Theresa May flatly rejected the
European Union’s conditions, calling the proposal unacceptable and one which
“undermines the constitutional integrity of the UK”. With EU’s chief Brexit
negotiator, Michel Barnier, stating
that a transitional deal was not guaranteed, fears are likely to heighten over
a possible Brexit “no deal” scenario. Sterling could be in store for further
punishment moving forward, as the renewed Brexit jitters continue to weigh
heavily on sentiment.
Some
attention may be directed towards the UK manufacturing PMI report this morning,
which is expected to print at 55.1 in February. While a figure that exceeds
market expectations could offer the Pound some minor support, the currency is
likely to remain more concerned with Brexit developments.
Taking
a look at the technical picture, the GBPUSD is under intense selling pressure
on the daily charts. The breakdown and daily close below 1.3850 could invite a
decline towards 1.3750 and 1.3670, respectively.
Dollar higher ahead
of Powell's second testimony
The
Dollar held its ground against a basket of major currencies on Thursday morning
ahead of the second session of Federal Reserve Chairman Jerome Powell’s
testimony later in the day.
Hawkish
comments from Powell have fuelled market speculation of the Federal Reserve
raising US interest rates four times this year – ultimately supporting the
Dollar. Market expectations of higher US rates could intensify further if the
new Fed head doubles down on hawkish comments made earlier in the week.
Taking
a look at the technical picture, the Dollar Index is bullish on the daily
timeframe.
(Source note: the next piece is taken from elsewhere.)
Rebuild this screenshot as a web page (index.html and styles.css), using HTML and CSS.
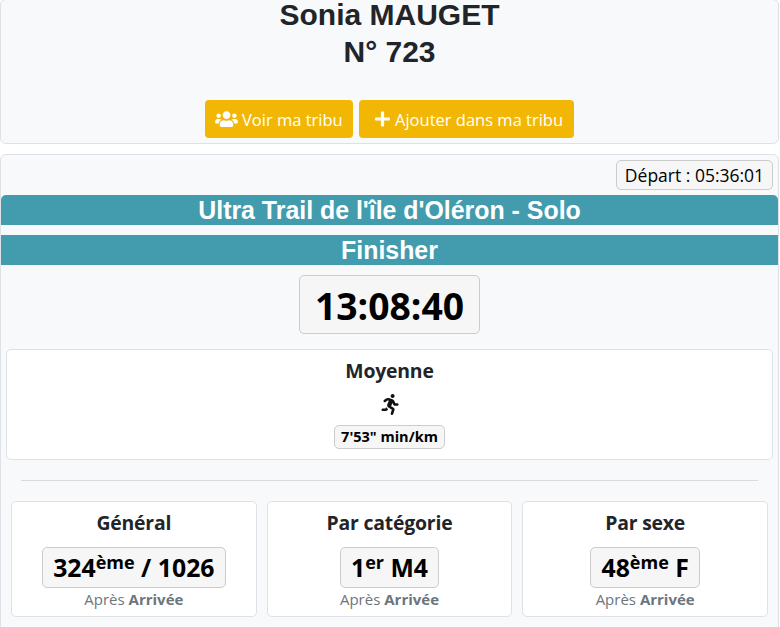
FILE: index.html
```html
<!DOCTYPE html>
<html lang="fr">
<head>
<meta charset="utf-8">
<title>Sonia MAUGET</title>
<link rel="stylesheet" href="styles.css">
</head>
<body>
<section class="card head-card">
  <h1 class="name"><span class="name-line">Sonia MAUGET</span><span class="bib-line">N° 723</span></h1>
  <div class="actions">
    <a class="btn btn-users"><svg class="ico-users" viewBox="0 0 640 512"><path fill="currentColor" d="M96 224c35.300 0 64-28.700 64-64s-28.700-64-64-64-64 28.700-64 64 28.700 64 64 64zm448 0c35.300 0 64-28.700 64-64s-28.700-64-64-64-64 28.700-64 64 28.700 64 64 64zm32 32h-64c-17.600 0-33.500 7.100-45.100 18.600 40.300 22.100 68.900 62 75.100 109.400h66c17.700 0 32-14.300 32-32v-32c0-35.300-28.700-64-64-64zm-256 0c61.900 0 112-50.100 112-112S381.900 32 320 32 208 82.100 208 144s50.100 112 112 112zm76.800 32h-8.300c-20.800 10-43.900 16-68.500 16s-47.600-6-68.500-16h-8.300C179.600 288 128 339.600 128 403.200V432c0 26.500 21.500 48 48 48h288c26.500 0 48-21.500 48-48v-28.800c0-63.600-51.600-115.200-115.200-115.200zm-223.700-13.400C161.500 263.100 145.600 256 128 256H64c-35.300 0-64 28.700-64 64v32c0 17.700 14.300 32 32 32h65.900c6.300-47.400 34.900-87.300 75.200-109.400z"/></svg>Voir ma tribu</a>
    <a class="btn btn-plus"><svg class="ico-plus" viewBox="0 0 448 512"><path fill="currentColor" d="M416 208H272V64c0-17.700-14.300-32-32-32h-32c-17.700 0-32 14.300-32 32v144H32c-17.700 0-32 14.300-32 32v32c0 17.700 14.300 32 32 32h144v144c0 17.700 14.300 32 32 32h32c17.700 0 32-14.300 32-32V304h144c17.700 0 32-14.300 32-32v-32c0-17.700-14.300-32-32-32z"/></svg>Ajouter dans ma tribu</a>
  </div>
</section>
<section class="card main-card">
  <div class="depart-row"><span class="chip depart">Départ : 05:36:01</span></div>
  <div class="band band-first">Ultra Trail de l'île d'Oléron - Solo</div>
  <div class="band band-second">Finisher</div>
  <div class="time-row"><span class="chip time">13:08:40</span></div>
  <div class="panel avg">
    <h2 class="panel-title">Moyenne</h2>
    <svg class="ico-run" viewBox="0 0 416 512"><path fill="currentColor" d="M272 96c26.500 0 48-21.500 48-48S298.500 0 272 0s-48 21.500-48 48 21.500 48 48 48zM113.700 317.500l-14.800 34.500H32c-17.700 0-32 14.300-32 32s14.300 32 32 32h77.400c19.200 0 36.500-11.400 44.100-29.100l8.800-20.500-10.700-6.300c-17.300-10.200-30.400-25.300-37.900-42.600zM384 223.800h-44l-26-53.200c-12.500-25.500-35.500-44.200-61.800-50.900l-71.100-21.200c-28.300-6.800-57.800-.5-80.900 17.100L60.500 145c-14 10.800-16.700 30.800-6 44.900 10.800 14 30.800 16.700 44.900 5.900l39.700-30.400c7.700-5.900 17.400-8 25.700-6l14.700 4.400-37.500 87.500c-12.600 29.500-1.300 64 26.400 80.300l85 50.200-27.500 87.700c-5.300 16.900 4.100 34.800 21 40.100 3.200 1 6.400 1.500 9.600 1.500 13.600 0 26.300-8.800 30.500-22.400l31.600-101c5.900-20.800-2.900-43.100-21.600-54.400l-61.300-36.100 31.300-78.300 20.300 41.500c8 16.300 24.800 26.800 42.900 26.800H384c17.700 0 32-14.300 32-32s-14.300-32-32-32z"/></svg>
    <div class="avg-chip-row"><span class="chip pace">7'53" min/km</span></div>
  </div>
  <hr class="rule">
  <div class="ranks">
    <div class="panel rank">
      <h2 class="panel-title">Général</h2>
      <span class="chip rank-chip">324<sup>ème</sup> / 1026</span>
      <p class="after">Après <b>Arrivée</b></p>
    </div>
    <div class="panel rank">
      <h2 class="panel-title">Par catégorie</h2>
      <span class="chip rank-chip">1<sup>er</sup> M4</span>
      <p class="after">Après <b>Arrivée</b></p>
    </div>
    <div class="panel rank">
      <h2 class="panel-title">Par sexe</h2>
      <span class="chip rank-chip">48<sup>ème</sup> F</span>
      <p class="after">Après <b>Arrivée</b></p>
    </div>
  </div>
</section>
</body>
</html>
```
FILE: styles.css
```css
* { box-sizing: border-box; }
html, body { margin: 0; padding: 0; height: 627px; overflow: hidden; }
body {
  background: #fff;
  color: #212529;
  font-family: "Open Sans", "Noto Sans", sans-serif;
  font-size: 16px;
  width: 780px;
}
.card {
  background: #f8f9fa;
  border: 1px solid #dee2e6;
  border-radius: 6px;
  width: 779px;
}
.head-card {
  height: 145px;
  margin-top: -1px;
  text-align: center;
}
.name {
  margin: 0;
  font: bold 30px "Liberation Sans", Arial, sans-serif;
  color: #212529;
}
.name-line { display: block; line-height: 30px; }
.bib-line { display: block; line-height: 44px; }
.actions {
  display: flex;
  justify-content: center;
  gap: 6px;
  margin-top: 26px;
}
.btn {
  display: inline-flex;
  align-items: center;
  height: 38px;
  background: #f2b705;
  color: #fff;
  border-radius: 4px;
  font-size: 16.5px;
  white-space: pre;
}
.btn-users { width: 148px; padding-left: 10px; gap: 4px; }
.btn-plus { width: 215px; padding-left: 16px; gap: 5px; }
.ico-users { width: 23px; height: 18px; flex: none; }
.ico-plus { width: 15px; height: 18px; flex: none; }
.main-card {
  margin-top: 10px;
  height: 480px;
}
.depart-row {
  display: flex;
  justify-content: flex-end;
  padding: 5px 5px 0 0;
}
.chip {
  display: inline-block;
  background: #f6f6f6;
  border: 1px solid #ccc;
  border-radius: 5px;
  color: #000;
  white-space: nowrap;
}
.depart {
  width: 157px;
  height: 30px;
  line-height: 28px;
  font-size: 17.5px;
  text-align: center;
}
.band {
  background: #439cae;
  color: #fff;
  font: bold 24.9px/30px "Liberation Sans", Arial, sans-serif;
  text-align: center;
  height: 30px;
}
.band-first { margin-top: 5px; border-radius: 5px 5px 0 0; }
.band-second { margin-top: 10px; }
.time-row {
  display: flex;
  justify-content: center;
  margin-top: 10px;
}
.time {
  width: 181px;
  height: 59px;
  line-height: 59px;
  font-size: 37.3px;
  font-weight: 700;
  text-align: center;
}
.panel {
  background: #fff;
  border: 1px solid #dee2e6;
  border-radius: 5px;
  text-align: center;
}
.avg {
  margin: 15px 5px 0;
  height: 111px;
  padding-top: 8px;
}
.panel-title {
  margin: 0;
  font-size: 19.4px;
  line-height: 26px;
  font-weight: 700;
  letter-spacing: -0.2px;
  color: #212529;
}
.ico-run {
  display: block;
  margin: 10px auto 0;
  width: 18px;
  height: 21px;
  color: #111;
}
.avg-chip-row { margin-top: 10px; }
.pace {
  height: 24px;
  line-height: 22px;
  font-size: 14.5px;
  font-weight: 700;
  padding: 0 6px;
}
.rule {
  margin: 20px 20px 0;
  border: 0;
  border-top: 1px solid #d9dadb;
}
.ranks {
  display: grid;
  grid-template-columns: repeat(3, 1fr);
  gap: 10px;
  margin: 20px 10px 0;
}
.rank {
  height: 116px;
  padding-top: 8px;
}
.rank-chip {
  margin-top: 11px;
  height: 41px;
  line-height: 39px;
  font-size: 24.8px;
  font-weight: 700;
  padding: 0 10px;
}
.rank-chip sup {
  font-size: 18px;
  line-height: 0;
  vertical-align: baseline;
  position: relative;
  top: -8px;
}
.after {
  margin: 2px 0 0;
  font-size: 15px;
  line-height: 19px;
  color: #6c757d;
}
```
Prices are approaching the 50 Simple Moving Average while the MACD
trades to the upside. A daily close above the 90.55 level could encourage a
further incline higher towards 91.00.
Currency
spotlight – EURUSD
The Euro
weakened against the Dollar on Wednesday, following reports of Eurozone
inflation slowing to a 14-month low at 1.2% in February.
Euro
bears received further inspiration in the form of political uncertainty, thanks
to the looming Italian national election on Sunday. With the Dollar boosted by
heightened expectations of higher US interest rates, the EURUSD found itself
under heavy selling pressure. From a technical standpoint, the EURUSD is
turning increasingly bearish on the daily charts. Prices are trading below the
50 Simple Moving Average while the MACD has crossed to the downside. A
breakdown and daily close below the 1.2180 level could invite a decline towards
1.2090.
Commodity
spotlight – WTI Oil
WTI
Crude collapsed like a house of cards yesterday, after crude and gasoline
inventories in the United States rose more than expected.
It is
becoming clear that the story defining oil’s depressed price action continues
to revolve around ongoing concerns over rising US Shale production. While some
may continue to argue that oil prices remain supported by OPEC production cuts,
US shale remains a threat to higher oil prices. Focusing on the technical
picture, WTI Crude is under pressure on the daily charts. Sustained weakness
below $62 could encourage a decline lower towards $60.00.